After the ruling, Assange's legal team indicated it would appeal the ruling. "Whether it is pursued is another question," Gareth Peirce, one of his attorneys told reporters outside the court. "The history of the case from start to finish is extraordinary. Each aspect of it becomes puzzling and troubling as it is scrutinised."
Over the weekend it was revealed, through a release of previously unseen internal government emails, that authorities in the UK pressured Sweden to keep its extradition request for Assange even when Swedish officials indicated as early as 2013 that they would prefer to drop it. "Don’t you dare get cold feet!!!" a government lawyer told a Swedish counterpart when it was suggested Assange's detention was not proportionate to the request he submit to questions from law enforcement. Though Assange said from the outset he would answer any questions regarding the sexual assault charges, he repeatedly said it was only his fear of a secret U.S. indictment, and either Sweden or the UK extradicting him to the U.S., that led him to seek refuge in the embassy.
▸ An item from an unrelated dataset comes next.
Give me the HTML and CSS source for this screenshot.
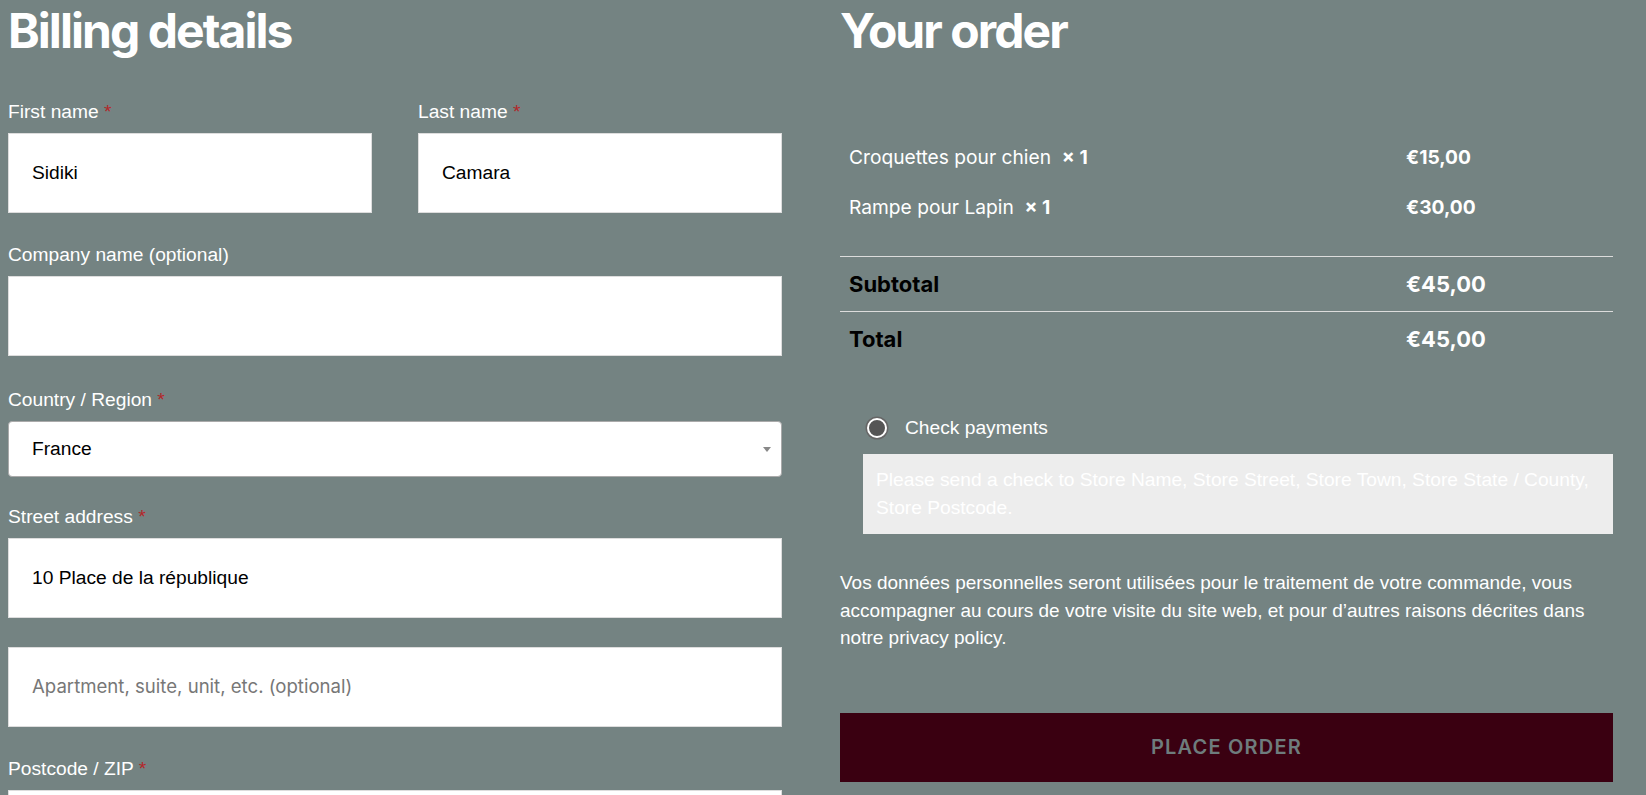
FILE: index.html
```html
<!DOCTYPE html>
<html lang="fr">
<head>
<meta charset="utf-8">
<title>Checkout</title>
<link rel="stylesheet" href="styles.css">
</head>
<body>
<div class="checkout">
  <section class="billing">
    <h2 class="title title--billing">Billing details</h2>

    <div class="pair">
      <div class="field">
        <label class="label">First name <span class="req">*</span></label>
        <input class="input" type="text" value="Sidiki">
      </div>
      <div class="field">
        <label class="label">Last name <span class="req">*</span></label>
        <input class="input" type="text" value="Camara">
      </div>
    </div>

    <div class="field field--company">
      <label class="label">Company name (optional)</label>
      <input class="input" type="text" value="">
    </div>

    <div class="field field--country">
      <label class="label">Country / Region <span class="req">*</span></label>
      <div class="select">
        <span class="select-value">France</span>
        <svg class="select-arrow" width="8" height="5" viewBox="0 0 8 5"><path d="M0 0H8L4 5Z" fill="#888"/></svg>
      </div>
    </div>

    <div class="field field--street">
      <label class="label">Street address <span class="req">*</span></label>
      <input class="input" type="text" value="10 Place de la république">
    </div>

    <div class="field">
      <input class="input" type="text" placeholder="Apartment, suite, unit, etc. (optional)">
    </div>

    <div class="field">
      <label class="label">Postcode / ZIP <span class="req">*</span></label>
      <input class="input" type="text" value="">
    </div>
  </section>

  <section class="order">
    <h2 class="title title--order">Your order</h2>

    <div class="items">
      <div class="line">
        <div class="cell">Croquettes pour chien&nbsp; <strong class="qty">×&nbsp;1</strong></div>
        <div class="cell price">€15,00</div>
      </div>
      <div class="line">
        <div class="cell">Rampe pour Lapin&nbsp; <strong class="qty">×&nbsp;1</strong></div>
        <div class="cell price">€30,00</div>
      </div>
    </div>

    <div class="totals">
      <div class="total-row">
        <div class="cell total-label">Subtotal</div>
        <div class="cell total-price">€45,00</div>
      </div>
      <div class="total-row">
        <div class="cell total-label">Total</div>
        <div class="cell total-price">€45,00</div>
      </div>
    </div>

    <div class="payment">
      <div class="method">
        <span class="radio"></span>
        <span class="method-name">Check payments</span>
      </div>
      <div class="payment-box">Please send a check to Store Name, Store Street, Store Town, Store State / County, Store Postcode.</div>
    </div>

    <p class="privacy">Vos données personnelles seront utilisées pour le traitement de votre commande, vous accompagner au cours de votre visite du site web, et pour d’autres raisons décrites dans notre privacy policy.</p>

    <button class="place-order" type="button">Place order</button>
  </section>
</div>
</body>
</html>
```

FILE: styles.css
```css
* { box-sizing: border-box; }

html, body {
  margin: 0;
  padding: 0;
  background: #748382;
  color: #ffffff;
  font-family: "Liberation Sans", Arial, sans-serif;
  overflow: hidden;
}

.checkout {
  display: grid;
  grid-template-columns: 774px 773px;
  column-gap: 58px;
  padding-left: 8px;
}

.title {
  font-family: Inter, "Noto Sans", sans-serif;
  font-weight: 700;
  font-size: 48px;
  line-height: 58px;
  letter-spacing: -1.95px;
  margin: 2px 0 0;
  color: #ffffff;
}

.title--billing { margin-bottom: 40px; }
.title--order { margin-bottom: 72px; }

/* ---------- billing form ---------- */
.pair {
  display: grid;
  grid-template-columns: 1fr 1fr;
  column-gap: 46px;
}

.field { margin-bottom: 30px; }
.field--company { margin-bottom: 32px; }
.field--country { margin-bottom: 28px; }
.field--street { margin-bottom: 29px; }

.label {
  display: block;
  font-size: 19.2px;
  line-height: 24px;
  margin-bottom: 9px;
  color: #ffffff;
}

.req { color: #b3272a; }

.input {
  display: block;
  width: 100%;
  height: 80px;
  margin: 0;
  border: 1px solid #dddddd;
  border-radius: 0;
  background: #ffffff;
  padding: 0 23px;
  font-family: "Liberation Sans", Arial, sans-serif;
  font-size: 19.2px;
  color: #000000;
  outline: none;
}

.input::placeholder {
  font-family: Inter, "Noto Sans", sans-serif;
  color: #777777;
  font-size: 18.6px;
}

.select {
  display: flex;
  align-items: center;
  justify-content: space-between;
  height: 56px;
  background: #ffffff;
  border: 1px solid #aaaaaa;
  border-radius: 4px;
  padding: 0 10px 0 23px;
  color: #000000;
  font-size: 19.2px;
}

.select-arrow { display: block; margin-top: 1px; }

/* ---------- order review ---------- */
.line,
.total-row {
  display: grid;
  grid-template-columns: 557px 1fr;
  align-items: center;
}

.line { height: 50px; }

.items { padding-bottom: 24px; }

.cell { padding: 0 9px; }

.line .cell {
  font-family: Inter, "Noto Sans", sans-serif;
  font-size: 19.2px;
  color: #ffffff;
}

.qty { font-weight: 700; }

.price { font-weight: 700; }

.total-row {
  height: 55px;
  border-top: 1px solid #dcdcdc;
}

.total-label {
  font-family: Inter, "Noto Sans", sans-serif;
  font-weight: 700;
  font-size: 22px;
  color: #000000;
}

.total-price {
  font-family: Inter, "Noto Sans", sans-serif;
  font-weight: 700;
  font-size: 22px;
  color: #ffffff;
}

/* ---------- payment ---------- */
.payment { margin-top: 50px; }

.method {
  display: flex;
  align-items: center;
  height: 24px;
  padding-left: 27px;
  gap: 18px;
}

.radio {
  width: 20px;
  height: 20px;
  border-radius: 50%;
  background: #555555;
  border: 2px solid #ffffff;
  box-shadow: 0 0 0 1.5px #666666;
  flex: none;
}

.method-name {
  font-size: 19.2px;
  color: #ffffff;
}

.payment-box {
  margin: 14px 0 0 23px;
  background: #ededed;
  color: #ffffff;
  font-size: 19.2px;
  line-height: 28px;
  padding: 12px 13px;
  height: 80px;
}

.privacy {
  margin: 35px 0 0;
  font-size: 19px;
  line-height: 27.5px;
  color: #ffffff;
}

.place-order {
  display: block;
  width: 100%;
  height: 69px;
  margin-top: 61px;
  border: 0;
  border-radius: 0;
  background: #3a0011;
  color: #6e7c7d;
  font-family: Inter, "Noto Sans", sans-serif;
  font-weight: 600;
  font-size: 20px;
  letter-spacing: 1.2px;
  text-transform: uppercase;
}
```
Statement on ruling: We are surprised. Judge went well outside what the parties presented in court. This seems to have led to many factual errors in the judgment. US DoJ confirmed to Reuters again yesterday that its case is ongoing. There are 3 months to appeal judge's decision.— Julian Assange ⌛ (@JulianAssange) February 13, 2018
As his attorney Jennifer Robinson again made clear on Tuesday: "It is time to acknowledge what the real issue is and has always been in this case: the risk of extradition to the US."